◆ Stored data
------------------------

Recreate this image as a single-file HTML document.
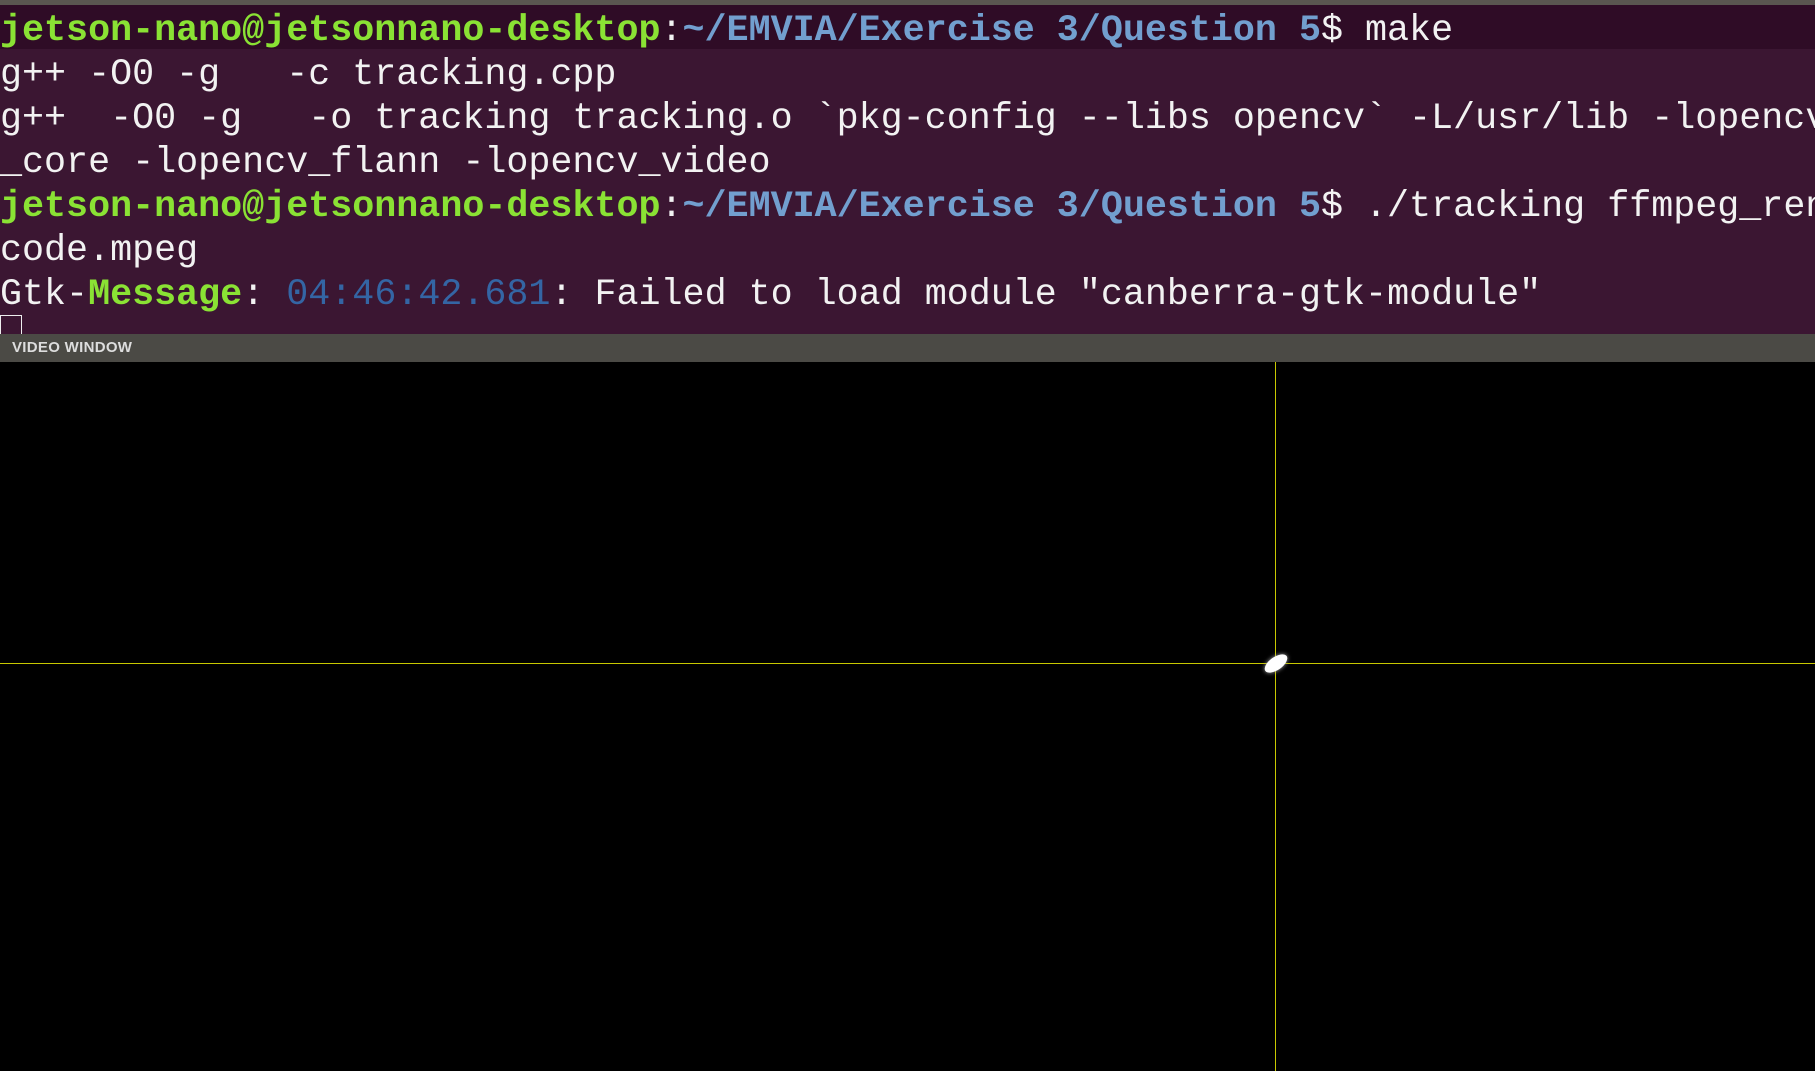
<!DOCTYPE html>
<html><head><meta charset="utf-8"><style>
html,body{margin:0;padding:0;width:1815px;height:1071px;overflow:hidden;background:#000;}
#term{position:absolute;left:0;top:0;width:1815px;height:334px;background:#3b1632;overflow:hidden;}
#topbar{position:absolute;left:0;top:0;width:1815px;height:5px;background:#5a5650;}
#band{position:absolute;left:0;top:5px;width:1815px;height:44px;background:#2f0c26;}
pre{position:absolute;left:0;top:9px;margin:0;font-family:"Liberation Mono",monospace;font-size:36.7px;line-height:44px;color:#f2f2f2;white-space:pre;}
.g{color:#8ae234;font-weight:bold}.b{color:#729fcf;font-weight:bold}.t{color:#3465a4}
#cur{position:absolute;left:0;top:315px;width:22px;height:24px;border:1px solid #eee;box-sizing:border-box;}
#title{position:absolute;left:0;top:334px;width:1815px;height:28px;background:#4b4a45;font-family:"Liberation Sans",sans-serif;font-weight:bold;font-size:15px;letter-spacing:0.3px;color:#ddd;line-height:28px;padding-left:12px;box-sizing:border-box;}
#vid{position:absolute;left:0;top:362px;width:1815px;height:709px;background:#000;}
.v{position:absolute;left:1275px;top:362px;width:1px;height:709px;background:#c8c800;}
.h{position:absolute;left:0;top:663px;width:1815px;height:1px;background:#c8c800;}
.blob{position:absolute;left:1263px;top:657px;width:26px;height:13px;border-radius:50%;background:#fff;transform:rotate(-35deg);box-shadow:0 0 4px #aaa;}
</style></head><body>
<div id="term"><div id="topbar"></div><div id="band"></div>
<pre><span class="g">jetson-nano@jetsonnano-desktop</span>:<span class="b">~/EMVIA/Exercise 3/Question 5</span>$ make
g++ -O0 -g   -c tracking.cpp
g++  -O0 -g   -o tracking tracking.o `pkg-config --libs opencv` -L/usr/lib -lopencv
_core -lopencv_flann -lopencv_video
<span class="g">jetson-nano@jetsonnano-desktop</span>:<span class="b">~/EMVIA/Exercise 3/Question 5</span>$ ./tracking ffmpeg_ren
code.mpeg
Gtk-<span class="g">Message</span>: <span class="t">04:46:42.681</span>: Failed to load module "canberra-gtk-module"</pre>
<div id="cur"></div></div>
<div id="title">VIDEO WINDOW</div>
<div id="vid"></div><div class="v"></div><div class="h"></div><div class="blob"></div>
</body></html>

------------------------

◆ What is required
Leave the images out and output the remaining material exactly as it stands.

◆ Complete answer
Recreate this image as a single-file HTML document.
<!DOCTYPE html>
<html><head><meta charset="utf-8"><style>
html,body{margin:0;padding:0;width:1815px;height:1071px;overflow:hidden;background:#000;}
#term{position:absolute;left:0;top:0;width:1815px;height:334px;background:#3b1632;overflow:hidden;}
#topbar{position:absolute;left:0;top:0;width:1815px;height:5px;background:#5a5650;}
#band{position:absolute;left:0;top:5px;width:1815px;height:44px;background:#2f0c26;}
pre{position:absolute;left:0;top:9px;margin:0;font-family:"Liberation Mono",monospace;font-size:36.7px;line-height:44px;color:#f2f2f2;white-space:pre;}
.g{color:#8ae234;font-weight:bold}.b{color:#729fcf;font-weight:bold}.t{color:#3465a4}
#cur{position:absolute;left:0;top:315px;width:22px;height:24px;border:1px solid #eee;box-sizing:border-box;}
#title{position:absolute;left:0;top:334px;width:1815px;height:28px;background:#4b4a45;font-family:"Liberation Sans",sans-serif;font-weight:bold;font-size:15px;letter-spacing:0.3px;color:#ddd;line-height:28px;padding-left:12px;box-sizing:border-box;}
#vid{position:absolute;left:0;top:362px;width:1815px;height:709px;background:#000;}
.v{position:absolute;left:1275px;top:362px;width:1px;height:709px;background:#c8c800;}
.h{position:absolute;left:0;top:663px;width:1815px;height:1px;background:#c8c800;}
.blob{position:absolute;left:1263px;top:657px;width:26px;height:13px;border-radius:50%;background:#fff;transform:rotate(-35deg);box-shadow:0 0 4px #aaa;}
</style></head><body>
<div id="term"><div id="topbar"></div><div id="band"></div>
<pre><span class="g">jetson-nano@jetsonnano-desktop</span>:<span class="b">~/EMVIA/Exercise 3/Question 5</span>$ make
g++ -O0 -g   -c tracking.cpp
g++  -O0 -g   -o tracking tracking.o `pkg-config --libs opencv` -L/usr/lib -lopencv
_core -lopencv_flann -lopencv_video
<span class="g">jetson-nano@jetsonnano-desktop</span>:<span class="b">~/EMVIA/Exercise 3/Question 5</span>$ ./tracking ffmpeg_ren
code.mpeg
Gtk-<span class="g">Message</span>: <span class="t">04:46:42.681</span>: Failed to load module "canberra-gtk-module"</pre>
<div id="cur"></div></div>
<div id="title">VIDEO WINDOW</div>
<div id="vid"></div><div class="v"></div><div class="h"></div><div class="blob"></div>
</body></html>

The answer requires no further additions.